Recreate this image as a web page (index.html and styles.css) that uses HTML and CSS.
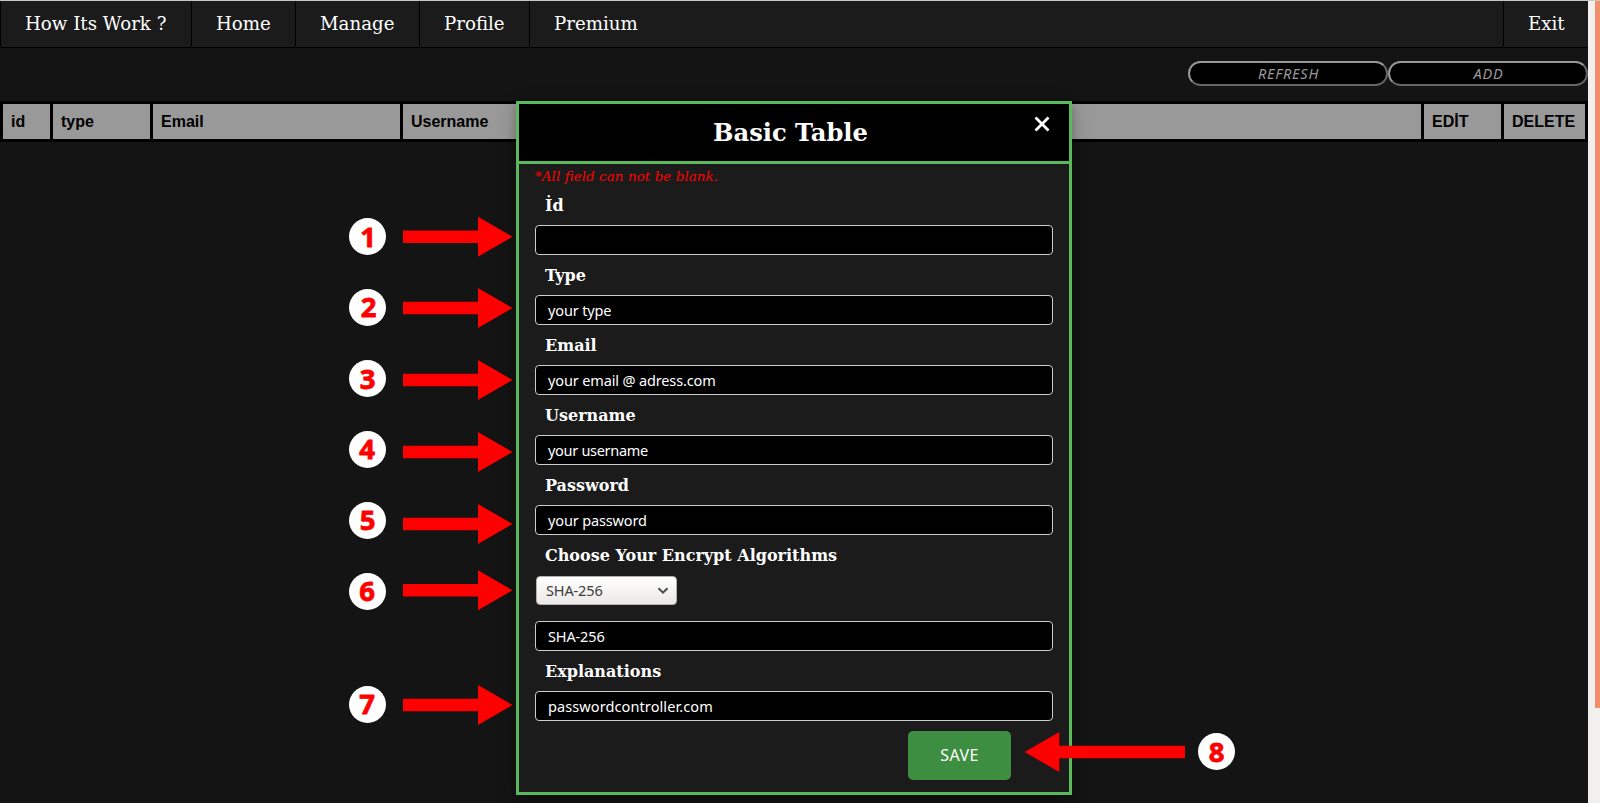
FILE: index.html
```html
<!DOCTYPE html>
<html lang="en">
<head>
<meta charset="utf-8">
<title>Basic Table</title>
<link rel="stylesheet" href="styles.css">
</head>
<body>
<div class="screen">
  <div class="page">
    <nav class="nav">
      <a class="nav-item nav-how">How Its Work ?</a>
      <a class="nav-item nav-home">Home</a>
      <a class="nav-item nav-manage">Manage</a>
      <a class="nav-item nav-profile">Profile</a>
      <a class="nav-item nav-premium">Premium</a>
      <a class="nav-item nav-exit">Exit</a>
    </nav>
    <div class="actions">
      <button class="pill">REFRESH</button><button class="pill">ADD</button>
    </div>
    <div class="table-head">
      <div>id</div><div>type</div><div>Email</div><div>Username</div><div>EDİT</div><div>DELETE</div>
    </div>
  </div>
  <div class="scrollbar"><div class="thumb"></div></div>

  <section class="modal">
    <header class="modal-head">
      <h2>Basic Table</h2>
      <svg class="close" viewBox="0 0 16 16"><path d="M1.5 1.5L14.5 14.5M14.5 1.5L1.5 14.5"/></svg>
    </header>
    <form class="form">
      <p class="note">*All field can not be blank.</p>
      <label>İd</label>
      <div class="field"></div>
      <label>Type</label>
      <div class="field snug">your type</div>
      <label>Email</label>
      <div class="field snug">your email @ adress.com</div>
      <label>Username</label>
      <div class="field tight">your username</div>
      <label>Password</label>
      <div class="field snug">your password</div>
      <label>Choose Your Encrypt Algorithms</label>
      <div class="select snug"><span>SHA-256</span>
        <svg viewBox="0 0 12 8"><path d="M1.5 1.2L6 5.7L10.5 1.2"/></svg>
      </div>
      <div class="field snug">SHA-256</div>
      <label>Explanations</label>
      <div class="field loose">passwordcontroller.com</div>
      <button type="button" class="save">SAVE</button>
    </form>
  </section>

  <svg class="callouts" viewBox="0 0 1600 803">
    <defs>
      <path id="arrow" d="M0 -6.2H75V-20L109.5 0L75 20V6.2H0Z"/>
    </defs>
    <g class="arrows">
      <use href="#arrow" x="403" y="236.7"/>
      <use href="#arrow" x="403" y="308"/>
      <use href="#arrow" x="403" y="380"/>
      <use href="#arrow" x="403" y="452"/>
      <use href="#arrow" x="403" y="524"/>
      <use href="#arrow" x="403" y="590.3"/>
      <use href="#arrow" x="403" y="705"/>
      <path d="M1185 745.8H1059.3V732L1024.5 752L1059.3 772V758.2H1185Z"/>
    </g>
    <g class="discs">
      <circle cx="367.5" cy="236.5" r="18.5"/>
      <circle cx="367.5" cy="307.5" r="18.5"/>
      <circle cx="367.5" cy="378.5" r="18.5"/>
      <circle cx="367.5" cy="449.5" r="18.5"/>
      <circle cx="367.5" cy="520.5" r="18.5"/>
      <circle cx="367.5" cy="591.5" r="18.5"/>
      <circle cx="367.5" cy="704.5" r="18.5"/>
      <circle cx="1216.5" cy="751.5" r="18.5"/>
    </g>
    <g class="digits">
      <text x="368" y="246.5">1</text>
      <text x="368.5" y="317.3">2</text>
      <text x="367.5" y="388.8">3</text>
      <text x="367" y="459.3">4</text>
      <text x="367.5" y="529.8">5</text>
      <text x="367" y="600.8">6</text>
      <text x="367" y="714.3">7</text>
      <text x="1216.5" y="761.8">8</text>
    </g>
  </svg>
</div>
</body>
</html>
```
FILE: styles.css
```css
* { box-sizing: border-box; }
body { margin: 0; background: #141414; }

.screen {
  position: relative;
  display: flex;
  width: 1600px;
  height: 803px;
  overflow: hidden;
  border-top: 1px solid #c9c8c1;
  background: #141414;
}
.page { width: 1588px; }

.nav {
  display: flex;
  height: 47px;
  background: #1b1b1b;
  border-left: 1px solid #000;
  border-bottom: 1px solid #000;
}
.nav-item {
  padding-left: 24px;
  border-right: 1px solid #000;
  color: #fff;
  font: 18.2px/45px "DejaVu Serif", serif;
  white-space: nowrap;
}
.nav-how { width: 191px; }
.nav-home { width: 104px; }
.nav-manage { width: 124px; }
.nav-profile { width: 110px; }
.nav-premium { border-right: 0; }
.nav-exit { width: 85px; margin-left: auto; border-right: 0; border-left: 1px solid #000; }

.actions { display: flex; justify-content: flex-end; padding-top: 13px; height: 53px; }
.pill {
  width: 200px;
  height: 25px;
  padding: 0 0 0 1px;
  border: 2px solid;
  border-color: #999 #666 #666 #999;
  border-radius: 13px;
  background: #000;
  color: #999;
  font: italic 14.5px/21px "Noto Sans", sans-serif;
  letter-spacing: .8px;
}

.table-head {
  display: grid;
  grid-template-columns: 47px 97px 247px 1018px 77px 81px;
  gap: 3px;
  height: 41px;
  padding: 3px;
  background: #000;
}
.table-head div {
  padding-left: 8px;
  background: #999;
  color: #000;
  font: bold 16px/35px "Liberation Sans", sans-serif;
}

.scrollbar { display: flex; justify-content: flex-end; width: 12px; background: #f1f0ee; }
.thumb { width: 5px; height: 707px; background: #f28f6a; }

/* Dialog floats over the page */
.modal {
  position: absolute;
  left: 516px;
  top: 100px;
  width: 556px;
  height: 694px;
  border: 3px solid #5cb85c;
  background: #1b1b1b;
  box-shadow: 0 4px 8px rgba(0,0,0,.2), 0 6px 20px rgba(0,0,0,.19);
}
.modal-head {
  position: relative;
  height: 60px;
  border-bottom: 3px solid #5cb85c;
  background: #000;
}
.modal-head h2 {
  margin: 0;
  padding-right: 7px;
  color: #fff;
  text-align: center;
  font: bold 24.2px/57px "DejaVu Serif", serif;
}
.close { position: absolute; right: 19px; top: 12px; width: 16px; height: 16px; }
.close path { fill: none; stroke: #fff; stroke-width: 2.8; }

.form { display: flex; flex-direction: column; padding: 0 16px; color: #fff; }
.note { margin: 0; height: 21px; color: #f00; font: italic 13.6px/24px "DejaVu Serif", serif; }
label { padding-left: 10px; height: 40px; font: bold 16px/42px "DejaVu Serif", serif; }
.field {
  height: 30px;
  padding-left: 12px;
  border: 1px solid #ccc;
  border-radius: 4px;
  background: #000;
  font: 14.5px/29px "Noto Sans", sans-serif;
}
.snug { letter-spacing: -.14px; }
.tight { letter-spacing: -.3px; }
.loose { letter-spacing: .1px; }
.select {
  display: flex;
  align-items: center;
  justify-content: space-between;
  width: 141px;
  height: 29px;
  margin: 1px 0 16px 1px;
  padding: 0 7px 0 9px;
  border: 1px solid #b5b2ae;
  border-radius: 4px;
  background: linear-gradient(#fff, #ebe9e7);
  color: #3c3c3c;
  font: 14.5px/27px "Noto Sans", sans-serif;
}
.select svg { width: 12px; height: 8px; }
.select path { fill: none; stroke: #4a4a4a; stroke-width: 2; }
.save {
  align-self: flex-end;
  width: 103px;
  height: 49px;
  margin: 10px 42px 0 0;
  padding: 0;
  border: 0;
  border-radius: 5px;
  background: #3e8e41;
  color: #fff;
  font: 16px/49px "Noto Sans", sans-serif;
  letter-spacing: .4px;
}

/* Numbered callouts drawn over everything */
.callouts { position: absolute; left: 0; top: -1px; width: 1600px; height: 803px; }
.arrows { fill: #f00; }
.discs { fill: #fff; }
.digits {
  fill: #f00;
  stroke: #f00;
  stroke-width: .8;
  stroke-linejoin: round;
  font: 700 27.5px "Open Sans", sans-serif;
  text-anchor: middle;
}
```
────
## The exercise
Give back the whole listing as it stands, minus its pictures.

## Exercise output
Recreate this image as a web page (index.html and styles.css) that uses HTML and CSS.
FILE: index.html
```html
<!DOCTYPE html>
<html lang="en">
<head>
<meta charset="utf-8">
<title>Basic Table</title>
<link rel="stylesheet" href="styles.css">
</head>
<body>
<div class="screen">
  <div class="page">
    <nav class="nav">
      <a class="nav-item nav-how">How Its Work ?</a>
      <a class="nav-item nav-home">Home</a>
      <a class="nav-item nav-manage">Manage</a>
      <a class="nav-item nav-profile">Profile</a>
      <a class="nav-item nav-premium">Premium</a>
      <a class="nav-item nav-exit">Exit</a>
    </nav>
    <div class="actions">
      <button class="pill">REFRESH</button><button class="pill">ADD</button>
    </div>
    <div class="table-head">
      <div>id</div><div>type</div><div>Email</div><div>Username</div><div>EDİT</div><div>DELETE</div>
    </div>
  </div>
  <div class="scrollbar"><div class="thumb"></div></div>

  <section class="modal">
    <header class="modal-head">
      <h2>Basic Table</h2>
      <svg class="close" viewBox="0 0 16 16"><path d="M1.5 1.5L14.5 14.5M14.5 1.5L1.5 14.5"/></svg>
    </header>
    <form class="form">
      <p class="note">*All field can not be blank.</p>
      <label>İd</label>
      <div class="field"></div>
      <label>Type</label>
      <div class="field snug">your type</div>
      <label>Email</label>
      <div class="field snug">your email @ adress.com</div>
      <label>Username</label>
      <div class="field tight">your username</div>
      <label>Password</label>
      <div class="field snug">your password</div>
      <label>Choose Your Encrypt Algorithms</label>
      <div class="select snug"><span>SHA-256</span>
        <svg viewBox="0 0 12 8"><path d="M1.5 1.2L6 5.7L10.5 1.2"/></svg>
      </div>
      <div class="field snug">SHA-256</div>
      <label>Explanations</label>
      <div class="field loose">passwordcontroller.com</div>
      <button type="button" class="save">SAVE</button>
    </form>
  </section>

  <svg class="callouts" viewBox="0 0 1600 803">
    <defs>
      <path id="arrow" d="M0 -6.2H75V-20L109.5 0L75 20V6.2H0Z"/>
    </defs>
    <g class="arrows">
      <use href="#arrow" x="403" y="236.7"/>
      <use href="#arrow" x="403" y="308"/>
      <use href="#arrow" x="403" y="380"/>
      <use href="#arrow" x="403" y="452"/>
      <use href="#arrow" x="403" y="524"/>
      <use href="#arrow" x="403" y="590.3"/>
      <use href="#arrow" x="403" y="705"/>
      <path d="M1185 745.8H1059.3V732L1024.5 752L1059.3 772V758.2H1185Z"/>
    </g>
    <g class="discs">
      <circle cx="367.5" cy="236.5" r="18.5"/>
      <circle cx="367.5" cy="307.5" r="18.5"/>
      <circle cx="367.5" cy="378.5" r="18.5"/>
      <circle cx="367.5" cy="449.5" r="18.5"/>
      <circle cx="367.5" cy="520.5" r="18.5"/>
      <circle cx="367.5" cy="591.5" r="18.5"/>
      <circle cx="367.5" cy="704.5" r="18.5"/>
      <circle cx="1216.5" cy="751.5" r="18.5"/>
    </g>
    <g class="digits">
      <text x="368" y="246.5">1</text>
      <text x="368.5" y="317.3">2</text>
      <text x="367.5" y="388.8">3</text>
      <text x="367" y="459.3">4</text>
      <text x="367.5" y="529.8">5</text>
      <text x="367" y="600.8">6</text>
      <text x="367" y="714.3">7</text>
      <text x="1216.5" y="761.8">8</text>
    </g>
  </svg>
</div>
</body>
</html>
```
FILE: styles.css
```css
* { box-sizing: border-box; }
body { margin: 0; background: #141414; }

.screen {
  position: relative;
  display: flex;
  width: 1600px;
  height: 803px;
  overflow: hidden;
  border-top: 1px solid #c9c8c1;
  background: #141414;
}
.page { width: 1588px; }

.nav {
  display: flex;
  height: 47px;
  background: #1b1b1b;
  border-left: 1px solid #000;
  border-bottom: 1px solid #000;
}
.nav-item {
  padding-left: 24px;
  border-right: 1px solid #000;
  color: #fff;
  font: 18.2px/45px "DejaVu Serif", serif;
  white-space: nowrap;
}
.nav-how { width: 191px; }
.nav-home { width: 104px; }
.nav-manage { width: 124px; }
.nav-profile { width: 110px; }
.nav-premium { border-right: 0; }
.nav-exit { width: 85px; margin-left: auto; border-right: 0; border-left: 1px solid #000; }

.actions { display: flex; justify-content: flex-end; padding-top: 13px; height: 53px; }
.pill {
  width: 200px;
  height: 25px;
  padding: 0 0 0 1px;
  border: 2px solid;
  border-color: #999 #666 #666 #999;
  border-radius: 13px;
  background: #000;
  color: #999;
  font: italic 14.5px/21px "Noto Sans", sans-serif;
  letter-spacing: .8px;
}

.table-head {
  display: grid;
  grid-template-columns: 47px 97px 247px 1018px 77px 81px;
  gap: 3px;
  height: 41px;
  padding: 3px;
  background: #000;
}
.table-head div {
  padding-left: 8px;
  background: #999;
  color: #000;
  font: bold 16px/35px "Liberation Sans", sans-serif;
}

.scrollbar { display: flex; justify-content: flex-end; width: 12px; background: #f1f0ee; }
.thumb { width: 5px; height: 707px; background: #f28f6a; }

/* Dialog floats over the page */
.modal {
  position: absolute;
  left: 516px;
  top: 100px;
  width: 556px;
  height: 694px;
  border: 3px solid #5cb85c;
  background: #1b1b1b;
  box-shadow: 0 4px 8px rgba(0,0,0,.2), 0 6px 20px rgba(0,0,0,.19);
}
.modal-head {
  position: relative;
  height: 60px;
  border-bottom: 3px solid #5cb85c;
  background: #000;
}
.modal-head h2 {
  margin: 0;
  padding-right: 7px;
  color: #fff;
  text-align: center;
  font: bold 24.2px/57px "DejaVu Serif", serif;
}
.close { position: absolute; right: 19px; top: 12px; width: 16px; height: 16px; }
.close path { fill: none; stroke: #fff; stroke-width: 2.8; }

.form { display: flex; flex-direction: column; padding: 0 16px; color: #fff; }
.note { margin: 0; height: 21px; color: #f00; font: italic 13.6px/24px "DejaVu Serif", serif; }
label { padding-left: 10px; height: 40px; font: bold 16px/42px "DejaVu Serif", serif; }
.field {
  height: 30px;
  padding-left: 12px;
  border: 1px solid #ccc;
  border-radius: 4px;
  background: #000;
  font: 14.5px/29px "Noto Sans", sans-serif;
}
.snug { letter-spacing: -.14px; }
.tight { letter-spacing: -.3px; }
.loose { letter-spacing: .1px; }
.select {
  display: flex;
  align-items: center;
  justify-content: space-between;
  width: 141px;
  height: 29px;
  margin: 1px 0 16px 1px;
  padding: 0 7px 0 9px;
  border: 1px solid #b5b2ae;
  border-radius: 4px;
  background: linear-gradient(#fff, #ebe9e7);
  color: #3c3c3c;
  font: 14.5px/27px "Noto Sans", sans-serif;
}
.select svg { width: 12px; height: 8px; }
.select path { fill: none; stroke: #4a4a4a; stroke-width: 2; }
.save {
  align-self: flex-end;
  width: 103px;
  height: 49px;
  margin: 10px 42px 0 0;
  padding: 0;
  border: 0;
  border-radius: 5px;
  background: #3e8e41;
  color: #fff;
  font: 16px/49px "Noto Sans", sans-serif;
  letter-spacing: .4px;
}

/* Numbered callouts drawn over everything */
.callouts { position: absolute; left: 0; top: -1px; width: 1600px; height: 803px; }
.arrows { fill: #f00; }
.discs { fill: #fff; }
.digits {
  fill: #f00;
  stroke: #f00;
  stroke-width: .8;
  stroke-linejoin: round;
  font: 700 27.5px "Open Sans", sans-serif;
  text-anchor: middle;
}
```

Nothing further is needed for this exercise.